Alex was with his agent, Barry Burnett, a longstanding friend of these awards, and he (Barry) suggested I tell the world of Michele Bishop's triumph as nobody else had. I'm sorry I didn't have a chance to greet Will Young, Maria Friedman or Vivien Goodwin of the Rodgers and Hammerstein European theatre wing, but I did catch up with producers Jeremy Meadow and Anthony Alderson, directors Ian Brown, David Gilmore (of the new St James) and Hannah Eidinow, as well as actors John Bett (so good in the National Theatre of Scotland's The Enquirer), Clive Rowe, Geoffrey Freshwater, Caroline Langrishe and Jonathan Coy.

Helen Mirren was in town, too, at a BAFTA screening on Saturday afternoon of the new Hitchcock movie in which she plays the wife of the great director, who is given a monumental, theatrical performance by Anthony Hopkins.

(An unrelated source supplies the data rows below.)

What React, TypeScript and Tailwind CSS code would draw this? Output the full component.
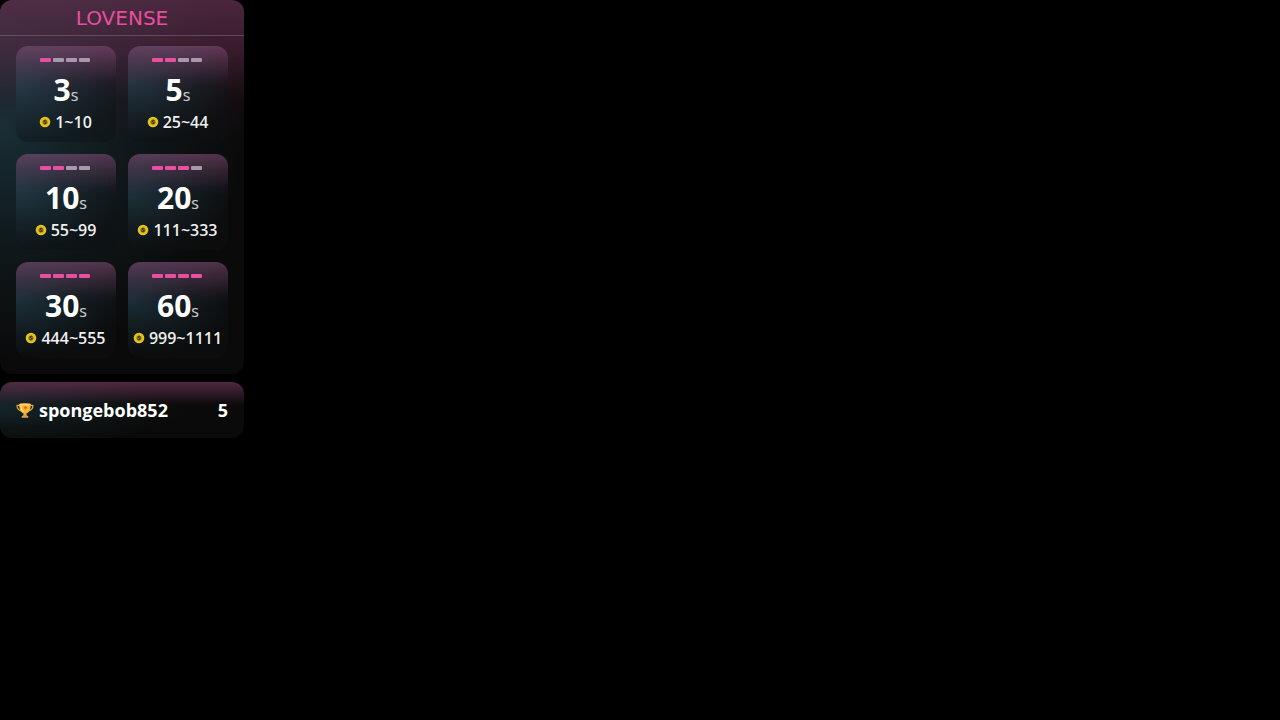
import clsx from 'clsx';

const levels = [
  { seconds: 3, power: 1, tokens: '1~10' },
  { seconds: 5, power: 2, tokens: '25~44' },
  { seconds: 10, power: 2, tokens: '55~99' },
  { seconds: 20, power: 3, tokens: '111~333' },
  { seconds: 30, power: 4, tokens: '444~555' },
  { seconds: 60, power: 4, tokens: '999~1111' },
];

const CoinIcon = () => (
  <svg viewBox="0 0 12 12" className="size-3 shrink-0" aria-hidden="true">
    <circle cx="6" cy="6" r="5.3" fill="#e3c31c" />
    <circle cx="6" cy="6" r="2.6" fill="#8a7414" />
    <path
      d="M7.3 4.7C6.9 4 5 4 5 5s2.2.8 2.2 1.9S5.1 8 4.7 7.3"
      fill="none"
      stroke="#2f2a10"
      strokeWidth="0.9"
    />
  </svg>
);

const TrophyIcon = () => (
  <svg viewBox="0 0 18 18" className="size-[18px] shrink-0" aria-hidden="true">
    <path
      d="M4.5 4.4H1.2C.8 7.4 2.700 9.500 6.400 10.200M13.500 4.400h3.300c.4 3-1.500 5.100-5.200 5.800"
      fill="none"
      stroke="#e0a63c"
      strokeWidth="1.3"
      strokeLinecap="round"
    />
    <path d="M3.200 3h11.600c0 5-1.300 8.400-4.400 9.400v2.200H7.600v-2.200C4.500 11.400 3.200 8 3.200 3z" fill="#f5b731" />
    <path d="M4.700 4.400c.2 3 1.100 5.200 2.500 6.400" fill="none" stroke="#ffe08a" strokeWidth="1.200" />
    <ellipse cx="9" cy="3.200" rx="5.800" ry="1" fill="#ffd866" />
    <path d="M7.600 13.600h2.800l1.200 1.600H6.400z" fill="#e29a24" />
    <rect x="5.600" y="15" width="6.800" height="1.800" rx=".6" fill="#d9a050" />
    <path d="M9.400 4.600l.6 1.300 1.400.1-1.100.9.4 1.400-1.300-.8-1.200.8.3-1.400-1-.9 1.400-.1z" fill="#e2552f" />
  </svg>
);

export default function App() {
  return (
    <main className="min-h-screen bg-black font-['Open_Sans','Noto_Sans',sans-serif] text-white">
      <div className="flex w-61 flex-col gap-2">
        <section
          aria-label="Tip levels"
          className="rounded-xl bg-[#0a0a0a] bg-[linear-gradient(to_bottom,rgba(190,70,140,0.3)_0%,rgba(180,60,125,0.23)_14%,rgba(130,40,85,0.07)_27%,transparent_38%),linear-gradient(to_bottom,rgba(130,125,140,0.12)_0%,transparent_26%),radial-gradient(ellipse_100%_62%_at_0%_34%,rgba(45,100,118,0.4)_0%,rgba(38,82,95,0.2)_50%,transparent_100%)]"
        >
          <header className="flex h-9 items-center justify-center border-b border-[#86708a]/50">
            <h1 className="font-['DejaVu_Sans',sans-serif] text-xl leading-6 text-[#e84fa0]">LOVENSE</h1>
          </header>

          <div className="grid grid-cols-2 gap-3 px-4 pt-[10px] pb-4">
            {levels.map((level) => (
              <article
                key={level.seconds}
                className="flex flex-col items-center rounded-xl bg-[linear-gradient(to_bottom,rgba(180,80,150,0.32)_0%,rgba(155,65,125,0.2)_18%,transparent_42%),linear-gradient(to_bottom,rgba(145,145,160,0.18)_0%,transparent_34%),radial-gradient(ellipse_110%_62%_at_0%_38%,rgba(65,115,140,0.32)_0%,rgba(50,95,115,0.14)_60%,transparent_100%),linear-gradient(rgba(14,17,19,0.4),rgba(14,17,19,0.4))] pt-3 pb-2"
              >
                <div className="flex gap-0.5 pr-0.5">
                  {[1, 2, 3, 4].map((bar) => (
                    <span
                      key={bar}
                      className={clsx('h-1 w-[11px] rounded-[1px]', bar <= level.power ? 'bg-[#e84fa0]' : 'bg-[#a898ab]')}
                    />
                  ))}
                </div>
                <p className="mt-2 text-[30px] leading-10 font-bold">
                  {level.seconds}
                  <span className="text-base font-normal text-white/80">s</span>
                </p>
                <p className="flex items-center gap-1 pr-px text-base leading-6 font-semibold text-white/95">
                  <CoinIcon />
                  {level.tokens}
                </p>
              </article>
            ))}
          </div>
        </section>

        {/* Top tipper */}
        <section
          aria-label="Top tipper"
          className="flex h-14 items-center gap-[5px] rounded-xl bg-[#0a0a0a] bg-[linear-gradient(to_bottom,rgba(180,65,130,0.34)_0%,transparent_42%),linear-gradient(to_bottom,rgba(130,125,140,0.14)_0%,transparent_36%),radial-gradient(ellipse_75%_70%_at_0%_45%,rgba(45,100,118,0.3)_0%,rgba(38,82,95,0.13)_55%,transparent_100%)] px-4 text-lg font-bold"
        >
          <TrophyIcon />
          <span>spongebob852</span>
          <span className="ml-auto">5</span>
        </section>
      </div>
    </main>
  );
}
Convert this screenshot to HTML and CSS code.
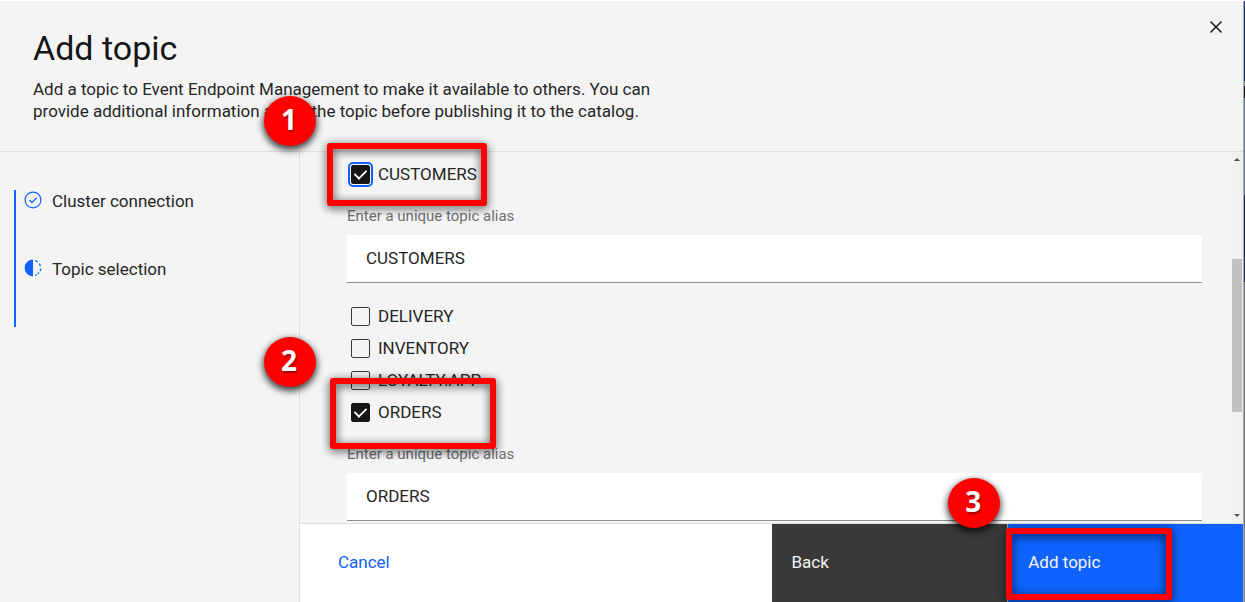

She joined a Q and A in the Soho Hotel with director Sacha Gervasi (best known for his heavy metal documentary film, Anvil) and graciously fielded questions from an audience that included legendary agent Robin Dalton, playwrights David Hare and Hanif Kureishi, director Michael Blakemore and film journalist (retired) George Perry, who pointed out that he had known Hitchcock and the film hadn't done him justice.

Gervasi and Mirren amazingly took this insult as a compliment to their work on leaving the file open on Hitch as a dirty old man who ogled his blonde stars with lascivious intent; the big thing in the film, certainly, is his enduring love for his wife who sees off Scarlett Johansson as Janet Leigh while playing around with another screenwriter, sort of, in order to bring the Hitch's focus back on her. It's all gently and cleverly done, but I don't see "big hit" written all over it.

Will this season's big hit be The Bodyguard or Viva Forever!, the new Spice Girls musical scripted by Jennifer Saunders, opening Tuesday night at the Piccadilly? First night critics have been issued with an "access pass" which they are advised to print off, and they are urged to be in their seats quarter of an hour before the 6.30pm start. It's like a state funeral at Westminster Abbey. Let's hope the show's not a dirge or, indeed, an unseemly riot.

All the streets around Piccadilly Circus are going to be no-go-areas, and critics are again darkly advised that they cannot approach the theatre from Glasshouse Street. Finally, in desperation, they are told they may collect tickets in the pub next door from 5.30pm -- but that street access to the pub will also be closed!

All of this nonsense started last year with barriers around the Palladium for the opening of The Wizard of Oz. The art of managing a big first night with any sort of tact or style is obviously a thing of the past, and producers are caught between not knowing what to do and wanting to maximise some sort of hysterical publicity.

Result? Security guards, barriers, clipboards and check lists, and dozens of people standing around looking officious but unhelpful. Let's hope the show's worth all the bother.